The good news for Stanford's football future is that most of the tactical on-the-field success came from the preparation and game-coaching of the staff who worked under Tyrone. TW was not a hands-on coach who called or influenced much in the way of formations or plays - that fell to Bill Diedrick and Kent Baer. The improved success in the 1999-2001 seasons, as compared to the failures of the 1997-98 seasons, could be largely traced to improved hires on his staff. Improvement has come at the position coaching spots, as well as the coordinators. The loss of TW could quite conceivably take little to nothing away from the on-the-field winning formula that has been brewing on the Farm. Moreover, the cupboards have been left well stacked, as the result of three straight years of superb recruiting. The bad news is that the stability of Tyrone as head coach for the last seven years was a huge part in improved recruiting success, and the image of Stanford football. There is potential damage in the outside perception of where Stanford football stands as we enter 2002. Potentially.

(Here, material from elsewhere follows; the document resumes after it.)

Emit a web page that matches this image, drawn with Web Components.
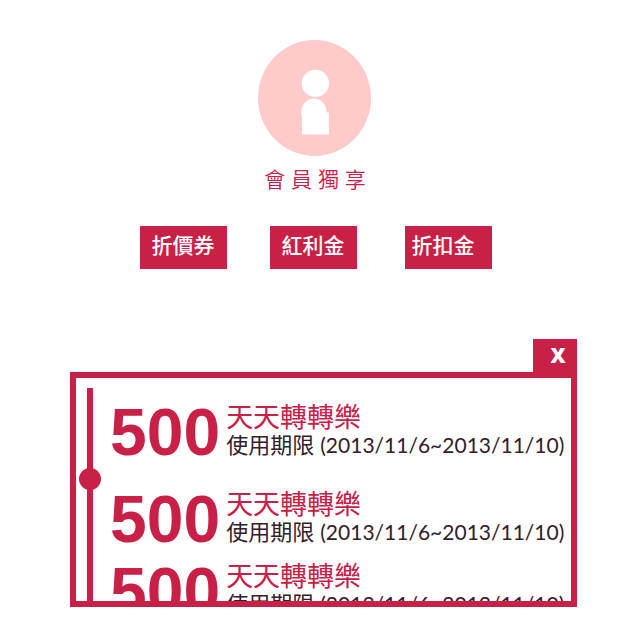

To that point, this is now the defining moment in Athletic Director Ted Leland's career. He has seen football rise to new heights this fall at Stanford, and has the singular responsibility to continue the progress toward repeat Rose Bowls and a national championship. All eyes are now fixed on Teddy, to see with what speed he will act on this vacancy, and in what manner. He has no excuse to not have a firm list of candidates in place, and should have contact with one or more of them today. After all, this dance between Tyrone and Notre Dame is weeks old, and any unpreparedness then should have been quite remedied by now.

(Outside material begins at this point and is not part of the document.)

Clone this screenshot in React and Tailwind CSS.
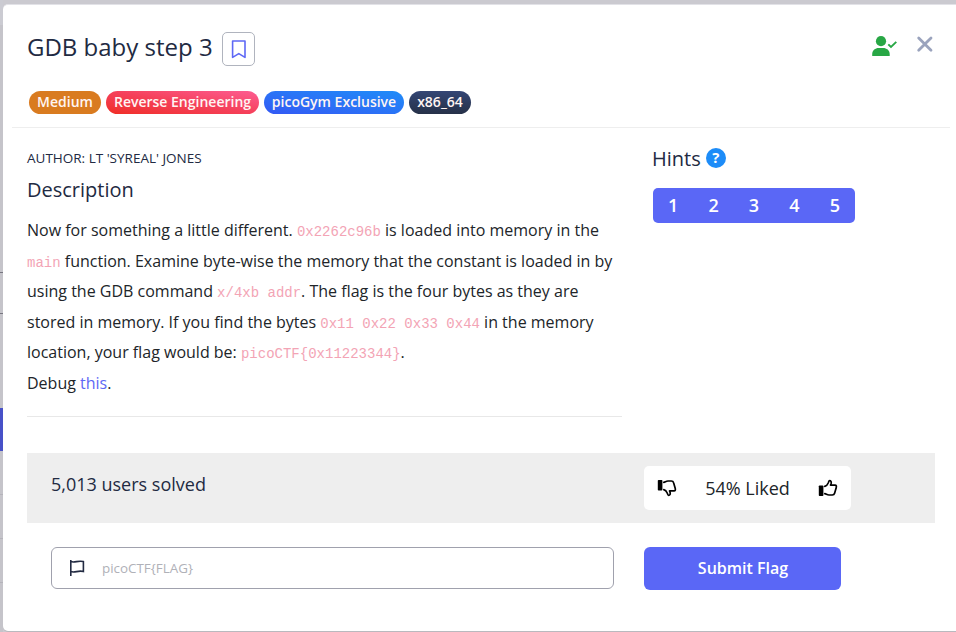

The immediate concern is the recruiting impact at Stanford, as we are just thirty-four days away from the National Letter of Intent Day, when recruits will sign their commitments to Stanford and other schools around the country. The saving grace today is that we are still in a NCAA-regulated dead period through Wednesday the 3rd of January. Recruits should not be able to receive the deluge of negative recruiting against Stanford until the 4th, and Stanford has an excuse to deliver silence on the future of its football program as well. Fortunately, Stanford's first great official visit weekend kicks off on the 11th, which gives a slightly longer window of time. The speed and gravity with which Ted Leland moves will send a strong and important signal to the host of recruits still considering Stanford for their future. Unfortunately for Cardinalmaniacs™, that number is unsettling in its magnitude. Just three young men have given their verbal commitments to Stanford to date, with a host of critically important recruits still on the fence. Trent Edwards may or may not be the QB of the future at the Farm. Julian Jenkins may or may not be the pass rushing monster of the future at the Farm. Beall, Vinson, Edwards, Ralph, Kezirian, Simpson and others may or may not combine to form the all-important backbone offensive line of the (very near) future at the Farm. Fortunately, this recruiting year has found an all-time low in head-to-head recruiting battles between Stanford and Notre Dame, so there is optimism that very few recruits would be redirected from Palo Alto to South Bend. The most prominent such cases is OL Josiah Vinson.
In concert with Ted's moves in the coming hours and days, the Assistant Watch is on. Tyrone will surely take some of his staff with him to South Bend, given their importance in his winning record, and the time and difficulty with which he built the assembled crew. Bill Diedrick will surely be asked, as he is the architect of Stanford's prolific offense, the core of Cardinal success the past three years. Whether BD bolts or not will be directly tied to Leland's decision to include him or not in the head coaching search.
As for the Stanford coaching search, outside names to be considered (in addition to those currently on the staff) should include some former Stanford coaches, like Dennis Green, George Siefert, Ron Turner and Tom Williams. Names from outside the Stanford family should include Mike Riley, Norv Turner and Sherman Lewis. I intentionally do not include Tim Murphy, even though Ted Leland would probably think long and hard about him. The jump from Harvard to Stanford is one so large that we would again be handed a "learn on the job" coach. There is potential for hidden greatness, but I see too much risk for a Stanford program at its current heights. Additionally, hiring Murphy would reinforce the erroneous stereotype that Stanford is "just an Ivy League" in the football world. I also see a progression that could leave Stanford as a stepping stone if Murphy did have success. Leland needs to look for a sure bet, with a high probability of stability. Of course, Tyrone was a candidate who slipped well under the public radar in December of '94, so expect the unexpected as this search gets underway.
By the way, if John Elway has ever intimated that he is interested in coaching, Ted must make the phone call to guage John's interest in joining whatever staff is assembled. The timing is very good, with Elway having just enough time away from the Broncos to get the "itch" for football again, and also with John coming closer to Stanford again in recent months and years.